Chiffre.—[J'ay adviz que, pour le faict de ces guerres, il y a beaucoup de contradiction dans ce conseil, ne voulant aucuns des principaulx seigneurs qui en sont, et mesmement les catholiques, que ceste Royne provocque en rien Vostre Majesté, ny le Roy Catholique: à quoy semble qu'elle, de sa volunté, incline grandement, là où ceulx de la nouvelle religion, estimans que c'est à ceste heure le poinct de la fère déclairer, lui donnent beaucoup d'impressions, tantost de peur, tantost de grandes espérances; et est à craindre que pour révocquer le prince d'Orange à la guerre de Flandres, ilz l'induysent en fin de fère quelque trop expresse démonstration en faveur du dict prince de Condé, affin de vous fère condescendre à quelque paix, ou bien pour vous contraindre de divertyr aucunes de voz forces vers ce costé, pour donner tant plus de moyen aulx autres de mieulx entreprendre un hazardeux et dernier combat par dellà; car semble que les princes d'Allemaigne ne veulent permectre que le dict prince d'Orange laysse l'entreprinse de France, tant que le prince de Condé sera en dangier. J'entends qu'on est après, icy, à despescher Quillegrey devers les dicts princes d'Allemaigne, et devers le Roy de Dennemarcq et villes imperialles, qui sont de ceste intelligence, pour avoir leur résolution du faict de ces guerres de France et de Flandres; et cependant, ilz font grand dilligence de praticquer deniers de tous costés. Mesmes j'entendz que de la blanque, qu'on a tirée ces jours passés en ceste ville, ceste Royne retirera pour elle plus de cent mille livres esterlin, qui sont 33,000 escuz; de quoy le monde murmure assés pour la diminution qu'ilz trouvent aulx bénéfices qu'ilz espéroient de leurs billetz.
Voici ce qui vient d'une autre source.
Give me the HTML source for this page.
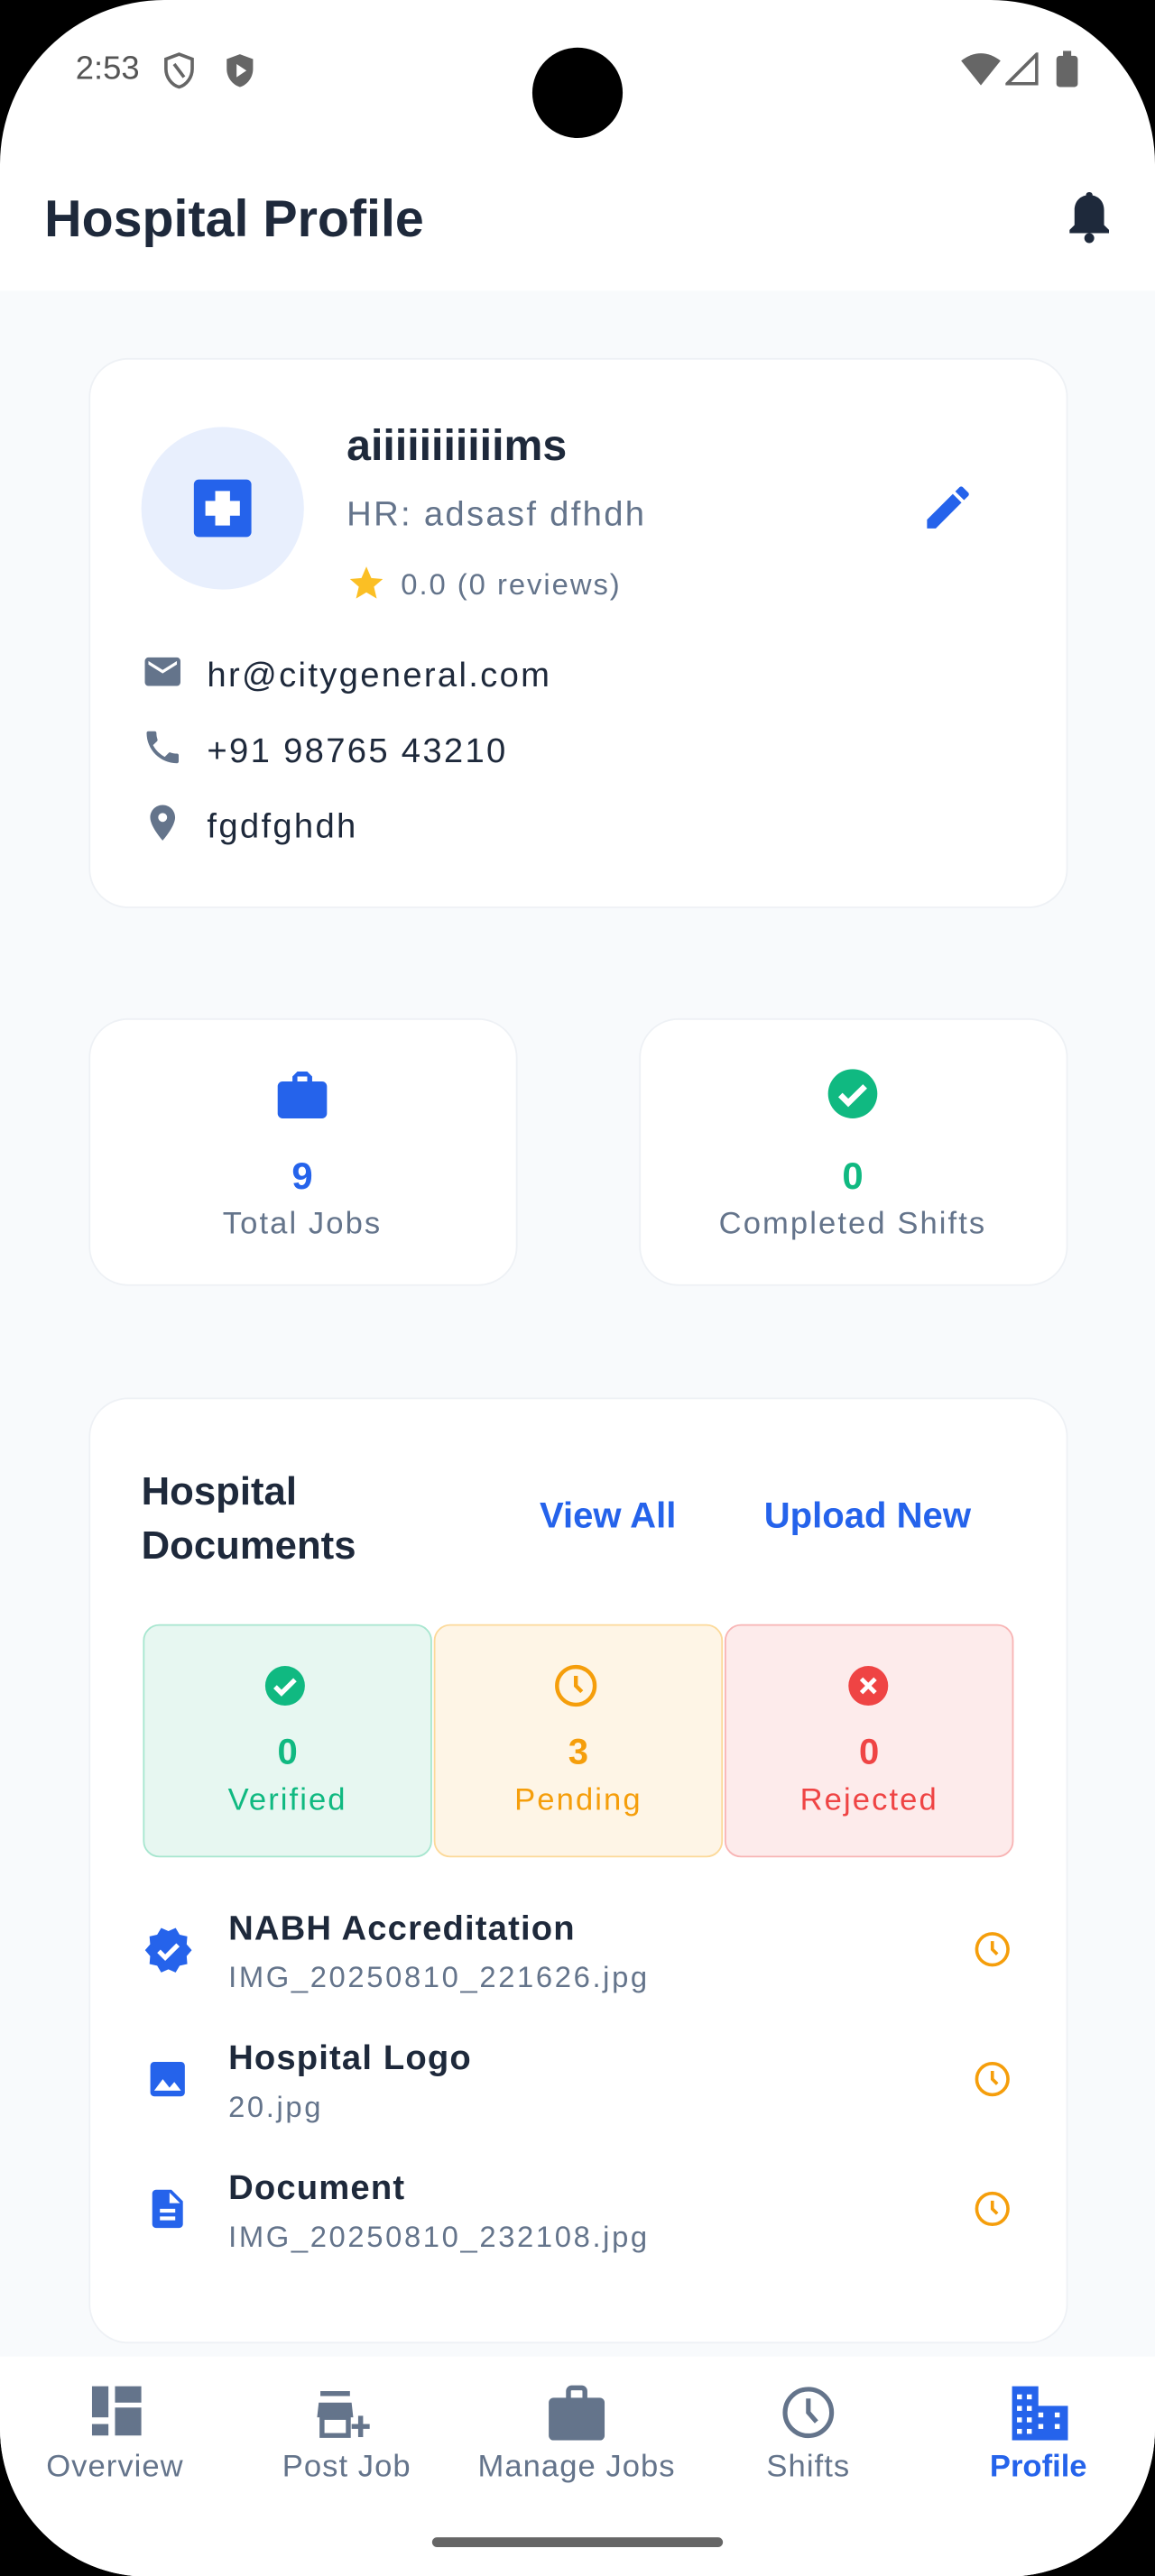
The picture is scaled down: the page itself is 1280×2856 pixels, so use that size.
<!DOCTYPE html>
<html><head><meta charset="utf-8"><style>
*{margin:0;padding:0;box-sizing:border-box}
html,body{width:1280px;height:2856px;overflow:hidden;background:#000}
#w{position:absolute;left:0;top:0;width:703px;height:1568.5px;transform:scale(1.82077);transform-origin:0 0;font-family:"Liberation Sans",Roboto,sans-serif}
#ph{position:absolute;inset:0;background:#fff;border-radius:100px 100px 90px 90px;overflow:hidden}
.a{position:absolute;white-space:nowrap}
.r{letter-spacing:0.06em}
.card{position:absolute;background:#fff;border:1px solid #eef1f5;border-radius:24px}
.c{transform:translateX(-50%);text-align:center}
svg{position:absolute}
</style></head><body><div id="w"><div id="ph">
<!-- status bar -->
<div class="a" style="left:46px;top:31px;font-size:20px;color:#555">2:53</div>
<svg style="left:97px;top:31px" width="24" height="24" viewBox="0 0 24 24"><path d="M12 2 4 5v6c0 5 3.4 9.7 8 11 4.6-1.3 8-6 8-11V5z" fill="none" stroke="#666" stroke-width="2"/><path d="M9 8l6 8" stroke="#666" stroke-width="2"/></svg>
<svg style="left:134px;top:31px" width="24" height="24" viewBox="0 0 24 24"><path d="M12 2 4 5v6c0 5 3.4 9.7 8 11 4.6-1.3 8-6 8-11V5z" fill="#666"/><path d="M10 8v8l6-4z" fill="#fff"/></svg>
<div class="a" style="left:324px;top:29px;width:55px;height:55px;border-radius:50%;background:#000"></div>
<svg style="left:584px;top:31px" width="26" height="22" viewBox="0 0 26 22"><path d="M1 6Q13-3 25 6L13 21z" fill="#666"/></svg>
<svg style="left:612px;top:32px" width="20" height="20" viewBox="0 0 20 20"><path d="M19 1V19H1z" fill="none" stroke="#666" stroke-width="2"/></svg>
<div class="a" style="left:643px;top:34px;width:13px;height:19px;background:#666;border-radius:2px"></div>
<div class="a" style="left:647px;top:31px;width:5px;height:4px;background:#666"></div>
<!-- app bar -->
<div class="a" style="left:27px;top:115px;font-size:31.5px;font-weight:bold;color:#1e293b">Hospital Profile</div>
<svg style="left:648px;top:115px" width="30" height="34" viewBox="0 0 30 34"><path d="M15 2c-1.5 0-2 1-2 2-5 1-7 5-7 9v9l-3 3v2h24v-2l-3-3v-9c0-4-2-8-7-9 0-1-.5-2-2-2z" fill="#1e293b"/><circle cx="15" cy="30" r="3" fill="#1e293b"/></svg>
<div class="a" style="left:0;top:177px;width:703px;height:1258px;background:#f8fafc"></div>
<!-- profile card -->
<div class="card" style="left:54px;top:218px;width:596px;height:335px"></div>
<div class="a" style="left:86px;top:260px;width:99px;height:99px;border-radius:50%;background:#e8effd"></div>
<svg style="left:117px;top:291px" width="37" height="37" viewBox="0 0 37 37"><rect x="1" y="1" width="35" height="35" rx="3" fill="#2563eb"/><path d="M14 8h9v6h6v9h-6v6h-9v-6H8v-9h6z" fill="#fff"/></svg>
<div class="a" style="left:211px;top:256px;font-size:26.5px;font-weight:bold;color:#1e293b">aiiiiiiiiiiims</div>
<div class="a r" style="left:211px;top:302px;font-size:21px;color:#64748b">HR: adsasf dfhdh</div>
<svg style="left:211px;top:343px" width="24" height="24" viewBox="0 0 24 24"><path d="M12 2l3 7 7 .6-5.4 4.7 1.7 7.2L12 17.7 5.7 21.5l1.7-7.2L2 9.6 9 9z" fill="#fbbf24"/></svg>
<div class="a r" style="left:244px;top:346px;font-size:18px;color:#64748b">0.0 (0 reviews)</div>
<svg style="left:560px;top:292px" width="34" height="34" viewBox="0 0 24 24"><path d="M3 17.25V21h3.75L17.81 9.94l-3.75-3.75zM20.71 7.04a1 1 0 000-1.41l-2.34-2.34a1 1 0 00-1.41 0l-1.83 1.83 3.75 3.75z" fill="#2563eb"/></svg>
<svg style="left:86px;top:396px" width="26" height="26" viewBox="0 0 24 24"><path d="M20 4H4a2 2 0 00-2 2v12a2 2 0 002 2h16a2 2 0 002-2V6a2 2 0 00-2-2zm0 4-8 5-8-5V6l8 5 8-5z" fill="#64748b"/></svg>
<svg style="left:86px;top:442px" width="26" height="26" viewBox="0 0 24 24"><path d="M6.6 10.8c1.4 2.8 3.8 5.1 6.6 6.6l2.2-2.2c.3-.3.7-.4 1-.2 1.1.4 2.3.6 3.6.6.6 0 1 .4 1 1V20c0 .6-.4 1-1 1C10.6 21 3 13.4 3 4c0-.6.4-1 1-1h3.5c.6 0 1 .4 1 1 0 1.3.2 2.5.6 3.6.1.3 0 .7-.2 1z" fill="#64748b"/></svg>
<svg style="left:86px;top:488px" width="26" height="26" viewBox="0 0 24 24"><path d="M12 2C8.1 2 5 5.1 5 9c0 5.2 7 13 7 13s7-7.8 7-13c0-3.9-3.1-7-7-7zm0 9.5a2.5 2.5 0 110-5 2.5 2.5 0 010 5z" fill="#64748b"/></svg>
<div class="a r" style="left:126px;top:400px;font-size:21px;color:#1e293b">hr@citygeneral.com</div>
<div class="a r" style="left:126px;top:446px;font-size:21px;color:#1e293b">+91 98765 43210</div>
<div class="a r" style="left:126px;top:492px;font-size:21px;color:#1e293b">fgdfghdh</div>
<!-- stats -->
<div class="card" style="left:54px;top:620px;width:261px;height:163px"></div>
<div class="card" style="left:389px;top:620px;width:261px;height:163px"></div>
<svg style="left:166px;top:648px" width="36" height="36" viewBox="0 0 24 24"><path d="M20 7h-4V5l-2-2h-4L8 5v2H4c-1.1 0-2 .9-2 2v11c0 1.1.9 2 2 2h16c1.1 0 2-.9 2-2V9c0-1.1-.9-2-2-2zm-6 0h-4V5h4z" fill="#2563eb"/></svg>
<svg style="left:501px;top:648px" width="36" height="36" viewBox="0 0 24 24"><circle cx="12" cy="12" r="10" fill="#10b981"/><path d="M7 12.5l3.2 3.2L17 9" stroke="#fff" stroke-width="2.4" fill="none"/></svg>
<div class="a c" style="left:184px;top:703px;font-size:23px;font-weight:bold;color:#2563eb">9</div>
<div class="a c r" style="left:184px;top:735px;font-size:19px;color:#64748b">Total Jobs</div>
<div class="a c" style="left:519px;top:703px;font-size:23px;font-weight:bold;color:#10b981">0</div>
<div class="a c r" style="left:519px;top:735px;font-size:19px;color:#64748b">Completed Shifts</div>
<!-- docs card -->
<div class="card" style="left:54px;top:851px;width:596px;height:576px"></div>
<div class="a" style="left:86px;top:892px;font-size:24px;font-weight:bold;color:#1e293b;line-height:33px">Hospital<br>Documents</div>
<div class="a c" style="left:370px;top:910px;font-size:22px;font-weight:bold;color:#2563eb">View All</div>
<div class="a c" style="left:528px;top:910px;font-size:22px;font-weight:bold;color:#2563eb">Upload New</div>
<div class="a" style="left:87px;top:989px;width:176px;height:142px;background:#e7f7f1;border:1px solid #a7e6cf;border-radius:10px"></div>
<div class="a" style="left:264px;top:989px;width:176px;height:142px;background:#fef5e6;border:1px solid #fcd999;border-radius:10px"></div>
<div class="a" style="left:441px;top:989px;width:176px;height:142px;background:#fdebeb;border:1px solid #f8b4b4;border-radius:10px"></div>
<svg style="left:159px;top:1012px" width="29" height="29" viewBox="0 0 24 24"><circle cx="12" cy="12" r="10" fill="#10b981"/><path d="M7 12.5l3.2 3.2L17 9" stroke="#fff" stroke-width="2.4" fill="none"/></svg>
<svg style="left:336px;top:1012px" width="29" height="29" viewBox="0 0 24 24"><circle cx="12" cy="12" r="9.5" fill="none" stroke="#f59e0b" stroke-width="2"/><path d="M12 7v5l3 3" stroke="#f59e0b" stroke-width="2" fill="none"/></svg>
<svg style="left:514px;top:1012px" width="29" height="29" viewBox="0 0 24 24"><circle cx="12" cy="12" r="10" fill="#ef4444"/><path d="M8.5 8.5l7 7M15.5 8.5l-7 7" stroke="#fff" stroke-width="2.2"/></svg>
<div class="a c" style="left:175px;top:1054px;font-size:22px;font-weight:bold;color:#10b981">0</div>
<div class="a c r" style="left:175px;top:1086px;font-size:19px;color:#10b981">Verified</div>
<div class="a c" style="left:352px;top:1054px;font-size:22px;font-weight:bold;color:#f59e0b">3</div>
<div class="a c r" style="left:352px;top:1086px;font-size:19px;color:#f59e0b">Pending</div>
<div class="a c" style="left:529px;top:1054px;font-size:22px;font-weight:bold;color:#ef4444">0</div>
<div class="a c r" style="left:529px;top:1086px;font-size:19px;color:#ef4444">Rejected</div>
<!-- doc rows -->
<svg style="left:87px;top:1172px" width="31" height="31" viewBox="0 0 24 24"><path d="M23 12l-2.4-2.8.3-3.7-3.6-.8-1.9-3.2L12 3 8.6 1.5 6.7 4.7l-3.6.8.3 3.7L1 12l2.4 2.8-.3 3.7 3.6.8 1.9 3.2L12 21l3.4 1.5 1.9-3.2 3.6-.8-.3-3.7z" fill="#2563eb"/><path d="M7.5 12.5l3 3 6-6" stroke="#fff" stroke-width="2.2" fill="none"/></svg>
<svg style="left:88px;top:1252px" width="28" height="28" viewBox="0 0 24 24"><rect x="3" y="3" width="18" height="18" rx="2" fill="#2563eb"/><path d="M5 18l4.5-6 3.5 4.5 2.5-3L19 18z" fill="#fff"/></svg>
<svg style="left:88px;top:1331px" width="28" height="28" viewBox="0 0 24 24"><path d="M14 2H6c-1.1 0-2 .9-2 2v16c0 1.1.9 2 2 2h12c1.1 0 2-.9 2-2V8zm2 16H8v-2h8zm0-4H8v-2h8zm-3-5V3.5L18.5 9z" fill="#2563eb"/></svg>
<div class="a" style="left:139px;top:1163px;font-size:21px;font-weight:bold;color:#1e293b;letter-spacing:0.03em">NABH Accreditation</div>
<div class="a r" style="left:139px;top:1194px;font-size:18px;color:#64748b;letter-spacing:0.08em">IMG_20250810_221626.jpg</div>
<div class="a" style="left:139px;top:1242px;font-size:21px;font-weight:bold;color:#1e293b;letter-spacing:0.03em">Hospital Logo</div>
<div class="a r" style="left:139px;top:1273px;font-size:18px;color:#64748b;letter-spacing:0.08em">20.jpg</div>
<div class="a" style="left:139px;top:1321px;font-size:21px;font-weight:bold;color:#1e293b;letter-spacing:0.03em">Document</div>
<div class="a r" style="left:139px;top:1352px;font-size:18px;color:#64748b;letter-spacing:0.08em">IMG_20250810_232108.jpg</div>
<svg style="left:592px;top:1175px" width="24" height="24" viewBox="0 0 24 24"><circle cx="12" cy="12" r="9.5" fill="none" stroke="#f59e0b" stroke-width="2"/><path d="M12 7v5l3 3" stroke="#f59e0b" stroke-width="2" fill="none"/></svg>
<svg style="left:592px;top:1254px" width="24" height="24" viewBox="0 0 24 24"><circle cx="12" cy="12" r="9.5" fill="none" stroke="#f59e0b" stroke-width="2"/><path d="M12 7v5l3 3" stroke="#f59e0b" stroke-width="2" fill="none"/></svg>
<svg style="left:592px;top:1333px" width="24" height="24" viewBox="0 0 24 24"><circle cx="12" cy="12" r="9.5" fill="none" stroke="#f59e0b" stroke-width="2"/><path d="M12 7v5l3 3" stroke="#f59e0b" stroke-width="2" fill="none"/></svg>
<!-- nav -->
<div class="a" style="left:0;top:1435px;width:703px;height:134px;background:#fff"></div>
<svg style="left:55px;top:1452px" width="32" height="32" viewBox="0 0 32 32"><path d="M1 1h10v19H1zM15 1h16v10H15zM1 24h10v7H1zM15 14h16v17H15z" fill="#64748b"/></svg>
<svg style="left:193px;top:1454px" width="38" height="34" viewBox="0 0 38 34"><path d="M2 2h18v3H2zM1 9h20l1 9H0z" fill="#64748b"/><path d="M3 18h16v11H3z" fill="none" stroke="#64748b" stroke-width="3"/><path d="M21 22h4v-5h3v5h4v3h-4v5h-3v-5h-4z" fill="#64748b"/></svg>
<svg style="left:333px;top:1452px" width="36" height="34" viewBox="0 0 36 34"><rect x="1" y="8" width="34" height="26" rx="3" fill="#64748b"/><rect x="13" y="2" width="10" height="9" rx="2" fill="none" stroke="#64748b" stroke-width="3"/></svg>
<svg style="left:475px;top:1452px" width="34" height="34" viewBox="0 0 24 24"><circle cx="12" cy="12" r="10" fill="none" stroke="#64748b" stroke-width="2"/><path d="M12 6v6l3.5 4" stroke="#64748b" stroke-width="2" fill="none"/></svg>
<svg style="left:615px;top:1452px" width="36" height="34" viewBox="0 0 36 34"><path d="M1 1h16v12h18v21H1z" fill="#2563eb"/><g fill="#fff"><rect x="4" y="6" width="3" height="3"/><rect x="10" y="6" width="3" height="3"/><rect x="4" y="13" width="3" height="3"/><rect x="10" y="13" width="3" height="3"/><rect x="4" y="20" width="3" height="3"/><rect x="10" y="20" width="3" height="3"/><rect x="4" y="27" width="3" height="3"/><rect x="10" y="27" width="3" height="3"/><rect x="17" y="17" width="3" height="3"/><rect x="17" y="24" width="3" height="3"/><rect x="27" y="17" width="3" height="3"/><rect x="27" y="24" width="3" height="3"/></g></svg>
<div class="a c" style="left:70px;top:1492px;font-size:19px;color:#64748b;letter-spacing:0.03em">Overview</div>
<div class="a c" style="left:211px;top:1492px;font-size:19px;color:#64748b;letter-spacing:0.03em">Post Job</div>
<div class="a c" style="left:351px;top:1492px;font-size:19px;color:#64748b;letter-spacing:0.03em">Manage Jobs</div>
<div class="a c" style="left:492px;top:1492px;font-size:19px;color:#64748b;letter-spacing:0.03em">Shifts</div>
<div class="a c" style="left:632px;top:1492px;font-size:19px;font-weight:bold;color:#2563eb">Profile</div>
<div class="a" style="left:263px;top:1545px;width:177px;height:6px;border-radius:3px;background:#666"></div>
</div></div></body></html>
Mais il a esté faict certaine publication là dessus qui leur en rend quelque rayson. Je mectray peyne de ne laysser passer rien d'inportance, dont n'en ayés promptement adviz, et prendray garde à ce qui réuscira de la légation du dict Sr. d'Assoleville.

Le comte de Mora a heu congé de s'en retourner en Escosse, et est desjà party, et le duc de Chatellerault est, à ceste heure, à pourchasser le sien. Je vous manderay, par mes premières, en quoy sont demeurés les affères de la Royne d'Escosse, priant Dieu, etc.

De Londres ce xxiiiȷe de janvier 1569.

A la Royne.

Madame, ayant la Royne d'Angleterre heu adviz de quelque détention et saysye faicte à Roan sur les biens et navyres de ses subjectz, elle m'a faict demander par le Sr. Cecille si Voz Majestez avoient commandé de le fère, et qu'elle n'avoit espéré que toute continuation d'amytié avec vous et persévérance de bonne paix entre voz payz et subjectz. A quoy j'ay respondu que je n'avois heu charge, quant je vins icy, que d'y avouer paix et amytié, et qu'encores par voz lettres, du premier de ce moys, vous m'en refraichissiez le commandement; mais ne sçavois si elle, ou les sciens, avoient provocqué Voz Majestez, et voz subjectz, de fère aultre démonstration, et que je n'avois rien entendu de la dicte saysye, ny ne pençoys que vous l'eussiez commandé; mais qu'il estoit à croyre que ceulx de Roan, entendans les passaiges de ce royaulme estre fermés, et en ignorans l'occasion, avoient advisé de pourveoir, par ce moyen, à l'indempnité des leurs qui s'y trouvoient enfermés, desquelz ilz ne pouvoient avoir novelles, et que, à ceste heure, saichans l'ouverture des dicts passaiges, j'espérois qu'ilz lèveroient aussi la dicte saysye et arrest. Si, avons arresté, Madame, que j'en escriprois incontinent à Voz Majestez, et cella est cause que j'ay hasté ceste dépesche, en laquelle je n'ay à vous dire, oultre le contenu en la lettre du Roy, sinon que j'ay entendu qu'encor que ceulx cy soyent très ayses de la venue du Sr. d'Assoleville, qu'ilz veulent néantmoins mettre en délibération si ceste Royne le doibt recepvoir comme ambassadeur, n'estant envoyé de la part d'ung prince souverain, ou si elle le renvoyera sans l'ouyr, pour ne tretter rien avecques le duc d'Alve, et actandre qu'il vienne lettre, ou homme, dépesché du Roy Catholique, qui ayt expresse charge et mandement de parler de ces affères. Quoy que soit, je croy qu'on luy usera de quelques cérémonies, et qu'on l'observera comme envoyé par celluy à qui l'on veult bien monstrer qu'on se prépare de luy fère la guerre. Je ne laysseray pourtant de l'envoyer visiter et saluer, et mesmes de le convyer à mon logis, à cause de l'aliance de Voz Majestez avecques le Roy, son Maistre; bien que je crains qu'on ne me permectra d'acomplir les dicts offices. Je mectray toutesfoys toute la peyne que je pourray d'entendre quelque chose de sa légation, et de toutes aultres occurrences, pour vous en donner les plus certains et les plus promptz adviz qu'il me sera possible: priant Dieu, etc.

De Londres ce xxiiiȷe de janvier 1569.

Je vous supplie très humblement commander que mes gens, que j'ay par dellà, me soyent renvoyés, et que nous faciez consoler d'aulcunes de voz bonnes novelles, car il en court icy qui ne sont à l'advantaige des affères de Voz Majestez.